ROS-responsive hydrogel for bone regeneration: Controlled dimethyl fumarate release to reduce inflammation and enhance osteogenesis

Abstract

Large bone defects, often arising from trauma or infection, pose a considerable therapeutic challenge due to their limited capacity for spontaneous healing, thus requiring bone graft materials for effective reparative procedures. The persistence of inflammation and elevated levels of reactive oxygen species (ROS) within these defect sites significantly impede bone regeneration process. Addressing this, an injectable hydrogel system with ROS-responsive functionality is developed, specifically tailored to the high ROS microenvironment characteristic of bone defects. This system incorporates hyaluronic acid functionalized with dopamine to introduce catechol moieties, and employs 4-formylphenylboronic acid as a crosslinking agent to form a dynamic hydrogel matrix (HAC) with carboxymethyl chitosan.

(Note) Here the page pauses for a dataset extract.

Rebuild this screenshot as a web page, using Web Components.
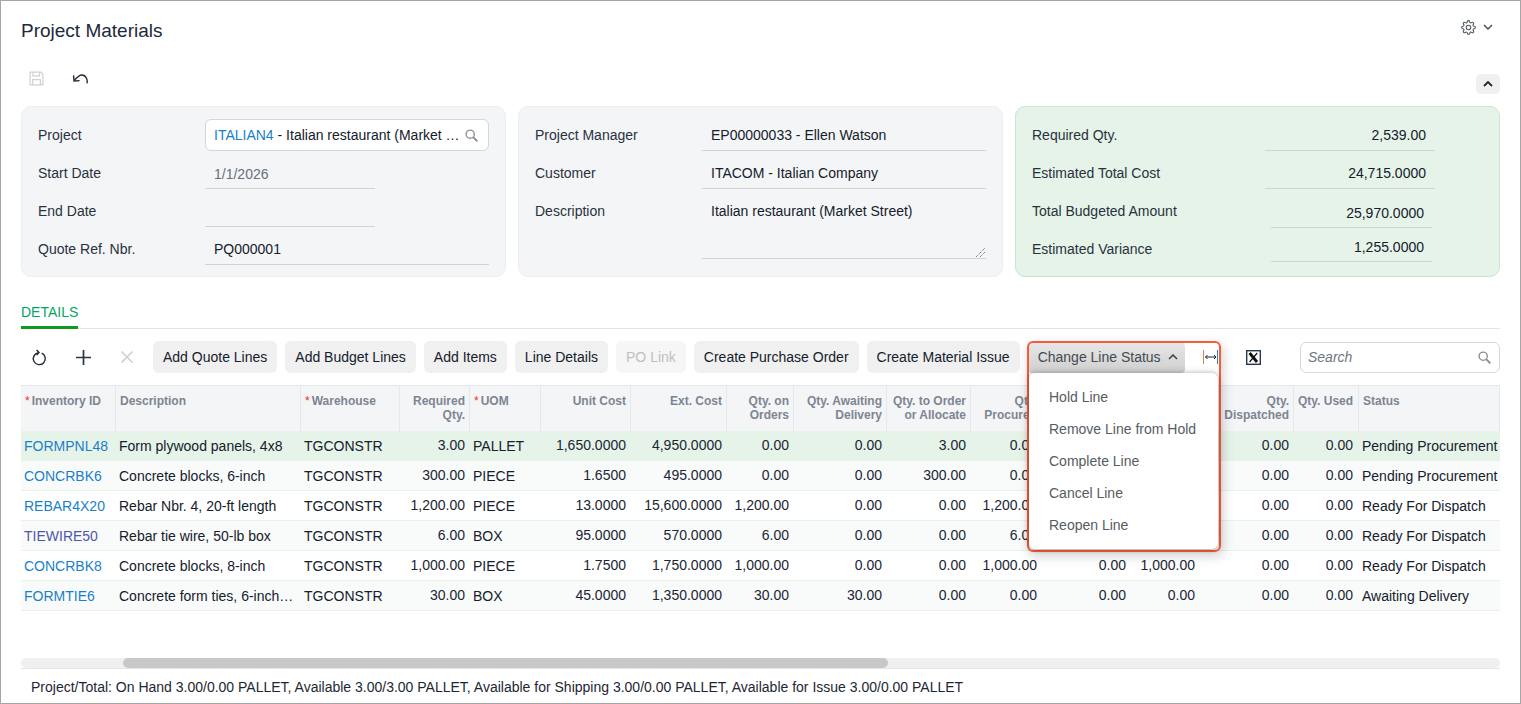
<!DOCTYPE html>
<html lang="en">
<head>
<meta charset="utf-8">
<title>Project Materials</title>
<style>
	html, body { margin: 0; padding: 0; background: #fff; }
	body { font: 14px "Liberation Sans", Arial, sans-serif; color: #1d2733; }
</style>
</head>
<body>

<pm-page>
	<pm-title slot="title">Project Materials</pm-title>
	<pm-actions slot="actions"></pm-actions>
	<div slot="cards" style="display:contents">
		<pm-card>
			<pm-field label="Project" style="--fw:284px"><pm-lookup></pm-lookup></pm-field>
			<pm-field label="Start Date" underline style="--fw:170px;--shift:1px;--vc:#66707c">1/1/2026</pm-field>
			<pm-field label="End Date" underline style="--fw:170px"></pm-field>
			<pm-field label="Quote Ref. Nbr." underline style="--fw:284px">PQ000001</pm-field>
		</pm-card>
		<pm-card>
			<pm-field label="Project Manager" underline style="--fw:284px">EP00000033 - Ellen Watson</pm-field>
			<pm-field label="Customer" underline style="--fw:284px">ITACOM - Italian Company</pm-field>
			<pm-field label="Description" underline area style="--fw:284px;--fh:64px">Italian restaurant (Market Street)</pm-field>
		</pm-card>
		<pm-card green>
			<pm-field label="Required Qty." underline right style="--fw:170px;--lw:233px;--pr:9px">2,539.00</pm-field>
			<pm-field label="Estimated Total Cost" underline right style="--fw:170px;--lw:233px;--pr:9px">24,715.0000</pm-field>
			<pm-field label="Total Budgeted Amount" underline right style="--fw:161px;--lw:239px;--pr:8px;--mt:5px;--fh:31px">25,970.0000</pm-field>
			<pm-field label="Estimated Variance" underline right style="--fw:161px;--lw:239px;--pr:8px;--mt:1px;--fh:31px">1,255.0000</pm-field>
		</pm-card>
	</div>
	<pm-tabs slot="tabs"></pm-tabs>
	<pm-toolbar slot="toolbar"></pm-toolbar>
	<pm-grid slot="grid"></pm-grid>
	<pm-scroll slot="scroll"></pm-scroll>
	<span slot="status">Project/Total: On Hand 3.00/0.00 PALLET, Available 3.00/3.00 PALLET, Available for Shipping 3.00/0.00 PALLET, Available for Issue 3.00/0.00 PALLET</span>
	<pm-menu slot="overlay"></pm-menu>
</pm-page>

<script>
/* ── Shared icons ── */
const ICON_SEARCH = `<svg width="13" height="13" viewBox="0 0 14 14" fill="none" stroke="#8b9097" stroke-width="1.5"><circle cx="5.6" cy="5.6" r="4.4"/><path d="M8.8 8.8l4.4 4.4" stroke-width="2"/></svg>`;

function shadow(el, html) {
	const root = el.attachShadow({ mode: "open" });
	root.innerHTML = html;
	return root;
}

/* ── Page frame: stacks the sections ── */
class PmPage extends HTMLElement {
	connectedCallback() {
		shadow(this, `
      <style>
        :host {
          display: flex; flex-direction: column; position: relative;
          box-sizing: border-box; width: 1521px; height: 704px;
          padding: 0 20px; border: 1px solid #a6a6a6; overflow: hidden;
          font: 14px "Liberation Sans", Arial, sans-serif; color: #1d2733;
        }
        .cards { display: grid; grid-template-columns: repeat(3, 485px); gap: 12px; height: 171px; }
        .status { flex: none; height: 35px; display: flex; align-items: center; padding: 2px 10px 0; border-top: 1px solid #e6e6e6; box-sizing: border-box; }
        .grid { flex: 1; min-height: 0; }
      </style>
      <slot name="title"></slot>
      <slot name="actions"></slot>
      <div class="cards"><slot name="cards"></slot></div>
      <slot name="tabs"></slot>
      <slot name="toolbar"></slot>
      <div class="grid"><slot name="grid"></slot></div>
      <slot name="scroll"></slot>
      <div class="status"><slot name="status"></slot></div>
      <slot name="overlay"></slot>
    `);
	}
}

/* ── Title row with the settings gear ── */
class PmTitle extends HTMLElement {
	connectedCallback() {
		shadow(this, `
      <style>
        :host { display: flex; align-items: center; justify-content: space-between; flex: none; height: 58px; }
        .t { font-size: 19px; color: #1d2a3a; padding-top: 2px; }
        .g { display: flex; align-items: center; gap: 7px; margin: -6px 7px 0 0; }
        svg { display: block; }
      </style>
      <span class="t"><slot></slot></span>
      <span class="g">
        <svg width="15" height="15" viewBox="0 0 24 24" fill="none" stroke="#4d545d" stroke-width="1.7"><circle cx="12" cy="12" r="3.6"/><path d="M19.4 15a1.65 1.65 0 0 0 .33 1.82l.06.06a2 2 0 0 1 0 2.83 2 2 0 0 1-2.83 0l-.06-.06a1.65 1.65 0 0 0-1.82-.33 1.65 1.65 0 0 0-1 1.51V21a2 2 0 0 1-2 2 2 2 0 0 1-2-2v-.09A1.65 1.65 0 0 0 9 19.4a1.65 1.65 0 0 0-1.82.33l-.06.06a2 2 0 0 1-2.83 0 2 2 0 0 1 0-2.83l.06-.06a1.65 1.65 0 0 0 .33-1.82 1.65 1.65 0 0 0-1.51-1H3a2 2 0 0 1-2-2 2 2 0 0 1 2-2h.09A1.65 1.65 0 0 0 4.6 9a1.65 1.65 0 0 0-.33-1.82l-.06-.06a2 2 0 0 1 0-2.83 2 2 0 0 1 2.83 0l.06.06a1.65 1.65 0 0 0 1.82.33H9a1.65 1.65 0 0 0 1-1.51V3a2 2 0 0 1 2-2 2 2 0 0 1 2 2v.09a1.65 1.65 0 0 0 1 1.51 1.65 1.65 0 0 0 1.82-.33l.06-.06a2 2 0 0 1 2.83 0 2 2 0 0 1 0 2.83l-.06.06a1.65 1.65 0 0 0-.33 1.82V9a1.65 1.65 0 0 0 1.51 1H21a2 2 0 0 1 2 2 2 2 0 0 1-2 2h-.09a1.65 1.65 0 0 0-1.51 1z"/></svg>
        <svg width="10" height="6" viewBox="0 0 10 6" fill="none" stroke="#4a5058" stroke-width="1.5"><path d="M1 1l4 4 4-4"/></svg>
      </span>
    `);
	}
}

/* ── Save / undo row with the collapse button ── */
class PmActions extends HTMLElement {
	connectedCallback() {
		shadow(this, `
      <style>
        :host { display: flex; justify-content: space-between; flex: none; height: 47px; box-sizing: border-box; }
        .l { display: flex; gap: 28px; padding: 12px 0 0 8px; height: 14px; }
        .c { display: flex; align-items: center; justify-content: center; width: 24px; height: 20px; margin-top: 15px; background: #f0f0f0; border-radius: 5px; }
        svg { display: block; }
      </style>
      <span class="l">
        <svg width="15" height="15" viewBox="0 0 15 15" fill="none" stroke="#cfd1d4" stroke-width="1.2"><path d="M1.1 1.1h10.6l2.2 2.2v10.6H1.1z"/><path d="M4 1.2v3.6h6.6V1.2M3.6 13.8V8.6h7.8v5.2"/></svg>
        <svg width="16" height="14" viewBox="0 0 16 14" fill="none" stroke="#1f2b3a" stroke-width="1.4"><path d="M15 12.4c.7-3-.6-8.4-5.2-8.4-2.4 0-4.6 2-7.7 5.4"/><path d="M1.6 4.4l.4 5.6 5.6-.4"/></svg>
      </span>
      <span class="c"><svg width="10" height="6" viewBox="0 0 10 6" fill="none" stroke="#1d2733" stroke-width="1.8"><path d="M1 5l4-4 4 4"/></svg></span>
    `);
	}
}

/* ── Summary card ── */
class PmCard extends HTMLElement {
	connectedCallback() {
		shadow(this, `
      <style>
        :host {
          display: block; box-sizing: border-box; padding: 9px 16px 8px;
          background: #f4f5f7; border: 1px solid #eceef1; border-radius: 10px;
        }
        :host([green]) { background: #e6f3e8; border-color: #c9e6d0; }
      </style>
      <slot></slot>
    `);
	}
}

/* ── Label + value row inside a card ── */
class PmField extends HTMLElement {
	connectedCallback() {
		shadow(this, `
      <style>
        :host { display: flex; height: 38px; }
        .l { flex: none; width: var(--lw, 167px); line-height: 38px; color: #28323e; white-space: nowrap; }
        .f {
          box-sizing: border-box; width: var(--fw); height: var(--fh, 32px); margin-top: var(--mt, 3px);
          padding: var(--shift, 0) var(--pr, 9px) 0 9px; line-height: 32px; color: var(--vc, #14202c); white-space: nowrap; position: relative;
        }
        :host([underline]) .f { border-bottom: 1px solid #cfd3d6; }
        :host([right]) .f { text-align: right; }
        :host([area]) .f { white-space: normal; }
        .grip { position: absolute; right: 1px; bottom: 1px; }
        :host(:not([area])) .grip { display: none; }
      </style>
      <span class="l">${this.getAttribute("label")}</span>
      <div class="f"><slot></slot>
        <svg class="grip" width="9" height="9" viewBox="0 0 9 9" stroke="#55595e" stroke-dasharray="1 1"><path d="M0 9L9 0M4 9l5-5"/></svg>
      </div>
    `);
	}
}

/* ── Project selector ── */
class PmLookup extends HTMLElement {
	connectedCallback() {
		shadow(this, `
      <style>
        :host {
          display: flex; align-items: center; justify-content: space-between; box-sizing: border-box; height: 32px; margin: 0 -9px;
          padding: 0 10px 0 8px; background: #fff; border: 1px solid #d3d6da; border-radius: 6px;
        }
        .t { white-space: nowrap; }
        a { color: #1a7fc9; text-decoration: none; }
        svg { display: block; flex: none; }
      </style>
      <span class="t"><a>ITALIAN4</a> - Italian restaurant (Market …</span>${ICON_SEARCH}
    `);
	}
}

/* ── Tab strip ── */
class PmTabs extends HTMLElement {
	connectedCallback() {
		shadow(this, `
      <style>
        :host { display: block; flex: none; height: 52px; box-sizing: border-box; border-bottom: 1px solid #e2e4e6; }
        .tab { display: inline-block; box-sizing: border-box; height: 52px; padding-top: 27px; line-height: 16px; color: #05a75e; border-bottom: 3px solid #0f9b22; }
      </style>
      <span class="tab">DETAILS</span>
    `);
	}
}

/* ── Grid toolbar ── */
class PmToolbar extends HTMLElement {
	connectedCallback() {
		const labels = ["Add Quote Lines", "Add Budget Lines", "Add Items", "Line Details", "PO Link", "Create Purchase Order", "Create Material Issue"];
		const btns = labels.map((t) => `<button class="${t === "PO Link" ? "off" : ""}">${t}</button>`).join("");
		shadow(this, `
      <style>
        :host { display: flex; align-items: center; flex: none; height: 56px; box-sizing: border-box; }
        .i { flex: none; width: 44px; height: 32px; display: flex; align-items: center; justify-content: center; }
        .lead { margin-left: -4px; }
        .btns { display: flex; gap: 8px; margin: 0 0 0 4px; }
        button {
          box-sizing: border-box; height: 32px; padding: 0 10px; border: 0; border-radius: 6px; background: #f0f0f0;
          font: inherit; color: #14202c; white-space: nowrap;
        }
        button.off { background: #f6f6f6; color: #bcc0c5; }
        button.open {
          display: flex; align-items: center; gap: 7px; padding-right: 7px; background: linear-gradient(#e8e8e8, #cfcfcf); color: #434a52;
          border-radius: 6px 6px 4px 4px;
        }
        .search {
          display: flex; align-items: center; justify-content: space-between; box-sizing: border-box; width: 200px; height: 31px; margin-left: auto;
          padding: 0 8px 0 7px; background: #fff; border: 1px solid #d6d8db; border-radius: 6px; font-style: italic; color: #6f7781;
        }
        svg { display: block; }
      </style>
      <span class="i lead"><svg width="16" height="17" viewBox="0 0 16 17" fill="none" stroke="#1f2b3a" stroke-width="1.4"><path d="M10.6 4.1a6 6 0 1 1-3.2-.4"/><path d="M5.6 1l2.4 2.6-2.4 2.4"/></svg></span>
      <span class="i"><svg width="15" height="15" viewBox="0 0 15 15" stroke="#2a3644" stroke-width="1.7"><path d="M7.5 0v15M0 7.5h15"/></svg></span>
      <span class="i"><svg width="12" height="12" viewBox="0 0 12 12" stroke="#c9ccd0" stroke-width="1.5"><path d="M.5.5l11 11M11.5.5l-11 11"/></svg></span>
      <span class="btns">${btns}<button class="open">Change Line Status <svg width="10" height="6" viewBox="0 0 10 6" fill="none" stroke="#3a4048" stroke-width="1.5"><path d="M1 5l4-4 4 4"/></svg></button></span>
      <span class="i fit" style="margin-left:3px"><svg width="16" height="14" viewBox="0 0 16 14" fill="none" stroke-width="1"><path d="M1.5 0v14" stroke="#c58a3c"/><path d="M15.5 0v14" stroke="#2f86c4"/><path d="M3.5 7h10.5" stroke="#1d2733"/><path d="M5.5 5l-2 2 2 2M12 5l2 2-2 2" stroke="#1d2733"/></svg></span>
      <span class="i"><svg width="15" height="15" viewBox="0 0 15 15" fill="none"><rect x=".7" y=".7" width="13.6" height="13.6" stroke="#24384f" stroke-width="1.4"/><path d="M3.6 3l7.4 9" stroke="#111" stroke-width="2.8"/><path d="M11.2 3l-7.6 9" stroke="#111" stroke-width="1.2"/></svg></span>
      <span class="search">Search${ICON_SEARCH}</span>
    `);
	}
}

/* ── Materials grid ── */
class PmGrid extends HTMLElement {
	connectedCallback() {
		const cols = [95, 185, 99, 70, 71, 90, 96, 67, 93, 84, 71, 89, 69, 94, 65, 141];
		const head = [
			["Inventory ID", 0, 1], ["Description", 0, 0], ["Warehouse", 0, 1], ["Required<br>Qty.", 1, 0], ["UOM", 0, 1],
			["Unit Cost", 1, 0], ["Ext. Cost", 1, 0], ["Qty. on<br>Orders", 1, 0], ["Qty. Awaiting<br>Delivery", 1, 0],
			["Qty. to Order<br>or Allocate", 1, 0], ["Qty.<br>Procured", 1, 0], ["", 1, 0], ["", 1, 0],
			["Qty.<br>Dispatched", 1, 0], ["Qty. Used", 1, 0], ["Status", 0, 0],
		];
		const rows = [
			["FORMPNL48", "Form plywood panels, 4x8", "TGCONSTR", "3.00", "PALLET", "1,650.0000", "4,950.0000", "0.00", "0.00", "3.00", "0.00", "", "", "0.00", "0.00", "Pending Procurement"],
			["CONCRBK6", "Concrete blocks, 6-inch", "TGCONSTR", "300.00", "PIECE", "1.6500", "495.0000", "0.00", "0.00", "300.00", "0.00", "", "", "0.00", "0.00", "Pending Procurement"],
			["REBAR4X20", "Rebar Nbr. 4, 20-ft length", "TGCONSTR", "1,200.00", "PIECE", "13.0000", "15,600.0000", "1,200.00", "0.00", "0.00", "1,200.00", "", "", "0.00", "0.00", "Ready For Dispatch"],
			["TIEWIRE50", "Rebar tie wire, 50-lb box", "TGCONSTR", "6.00", "BOX", "95.0000", "570.0000", "6.00", "0.00", "0.00", "6.00", "", "", "0.00", "0.00", "Ready For Dispatch"],
			["CONCRBK8", "Concrete blocks, 8-inch", "TGCONSTR", "1,000.00", "PIECE", "1.7500", "1,750.0000", "1,000.00", "0.00", "0.00", "1,000.00", "0.00", "1,000.00", "0.00", "0.00", "Ready For Dispatch"],
			["FORMTIE6", "Concrete form ties, 6-inch…", "TGCONSTR", "30.00", "BOX", "45.0000", "1,350.0000", "30.00", "30.00", "0.00", "0.00", "0.00", "0.00", "0.00", "0.00", "Awaiting Delivery"],
		];
		const leftCols = new Set([0, 1, 2, 4, 15]);
		const headHtml = head.map(([t, right, req], ci) =>
			`<div class="h ${right ? "r" : ""} ${ci === 14 ? "u" : ""}">${req ? '<i>*</i>' : ""}${t}</div>`).join("");
		const rowsHtml = rows.map((r, ri) => r.map((v, ci) => {
			let cls = leftCols.has(ci) ? "c" : "c n";
			if (ci === 14) cls += " u";
			if (ri === 0) cls += " sel";
			else if (ri % 2 === 1) cls += " alt";
			if (ci === 0) v = `<a class="${v === "TIEWIRE50" ? "seen" : ""}">${v}</a>`;
			return `<div class="${cls}">${v}</div>`;
		}).join("")).join("");
		shadow(this, `
      <style>
        :host { display: block; height: 100%; overflow: hidden; }
        .g { display: grid; grid-template-columns: ${cols.map((c) => c + "px").join(" ")}; grid-auto-rows: 30px; grid-template-rows: 46px; }
        .h {
          box-sizing: border-box; padding: 8px 4px 0 4px; background: #f4f5f7; border-top: 1px solid #e5e7ea; border-right: 1px solid #e5e7ea;
          font-size: 12px; font-weight: bold; line-height: 14px; color: #7d8592; white-space: nowrap; overflow: hidden;
        }
        .h.r { text-align: right; }
        .h.u { padding-right: 6px; }
        .h i { font-style: normal; color: #ef2b2b; margin-right: 2px; font-weight: normal; }
        .c {
          box-sizing: border-box; padding: 0 0 0 3px; line-height: 30px; border-bottom: 1px solid #e5f3e9;
          color: #14202c; white-space: nowrap; overflow: hidden;
        }
        .n { text-align: right; line-height: 28px; color: #1a2634; padding: 0 5px 0 0; }
        .n.u { padding-right: 6px; }
        .sel { background: #e6f3e8; border-bottom-color: #e6f3e8; }
        .alt { background: #f9fbfa; }
        a { color: #1a7fc9; text-decoration: none; }
        a.seen { color: #4f55ad; }
      </style>
      <div class="g">${headHtml}${rowsHtml}</div>
    `);
	}
}

/* ── Horizontal scrollbar ── */
class PmScroll extends HTMLElement {
	connectedCallback() {
		shadow(this, `
      <style>
        :host { display: block; flex: none; height: 10px; background: #f0f0f0; border-radius: 5px; }
        div { width: 765px; height: 10px; margin-left: 102px; background: #c8c8c8; border-radius: 5px; }
      </style>
      <div></div>
    `);
	}
}

/* ── Open "Change Line Status" menu, with the red call-out frame round it ── */
class PmMenu extends HTMLElement {
	connectedCallback() {
		const items = ["Hold Line", "Remove Line from Hold", "Complete Line", "Cancel Line", "Reopen Line"];
		shadow(this, `
      <style>
        :host { position: absolute; left: 1026px; top: 340px; width: 194px; height: 211px; box-sizing: border-box; border: 2px solid #fb5a38; border-radius: 6px; box-shadow: 2px 4px 12px rgba(0,0,0,.18); }
        .m {
          position: absolute; left: 0; right: 1px; top: 30px; bottom: 1px; box-sizing: border-box; padding: 8px 0; background: #fff;
          border-radius: 6px; box-shadow: 0 -1px 6px rgba(0,0,0,.15), 0 1px 4px rgba(0,0,0,.3);
        }
        .m div { height: 32px; line-height: 32px; padding-left: 20px; color: #555c64; white-space: nowrap; }
      </style>
      <div class="m">${items.map((t) => `<div>${t}</div>`).join("")}</div>
    `);
	}
}

customElements.define("pm-page", PmPage);
customElements.define("pm-title", PmTitle);
customElements.define("pm-actions", PmActions);
customElements.define("pm-card", PmCard);
customElements.define("pm-field", PmField);
customElements.define("pm-lookup", PmLookup);
customElements.define("pm-tabs", PmTabs);
customElements.define("pm-toolbar", PmToolbar);
customElements.define("pm-grid", PmGrid);
customElements.define("pm-scroll", PmScroll);
customElements.define("pm-menu", PmMenu);
</script>
</body>
</html>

The HAC hydrogel serves as a carrier for dimethyl fumarate (DMF), a compound with established anti-inflammatory and antioxidant effects, enabling its controlled release in response to ROS levels. Herein, we investigated the physicochemical properties of DMF loaded hydrogel (DHAC) by microstructure observation, in vitro degradation assay, self-healing test, injectability experiments, DMF drug release assay. Meanwhile, we systematically investigated its effects on inflammation, intracellular ROS, and osteogenesis. Consequently, the DHAC significantly reduced pro-inflammatory cytokines secreted by RAW264.7 cells and scavenged intracellular ROS in MC3T3 cells. This effect was accompanied by an augmentation in the osteogenic potential of MC3T3 cells and a promotion in the repair of cranial defects in rats. The DHAC, which exhibits anti-inflammatory, antioxidant, and osteogenic activity, hold great potential as an effective strategy for the management of large bone defects.

Statement of significance

Here, a novel dimethyl fumarate-loaded ROS-responsive hydrogel system was developed for effective treatment of large bone defects. Our findings demonstrated that the hydrogel not only promotes bone regeneration but also controls inflammation, addressing two critical challenges in bone healing. Comprehensive evaluations show significant improvements in bone formation and reduction of pro-inflammatory cytokines in animal models. Additionally, the hydrogel exhibits excellent reactive oxygen species scavenging ability, effectively modulating oxidative stress in the bone defect microenvironment. Findings suggest the hydrogel system may serve as a promising therapeutic strategy for clinical management of critical-sized bone defects.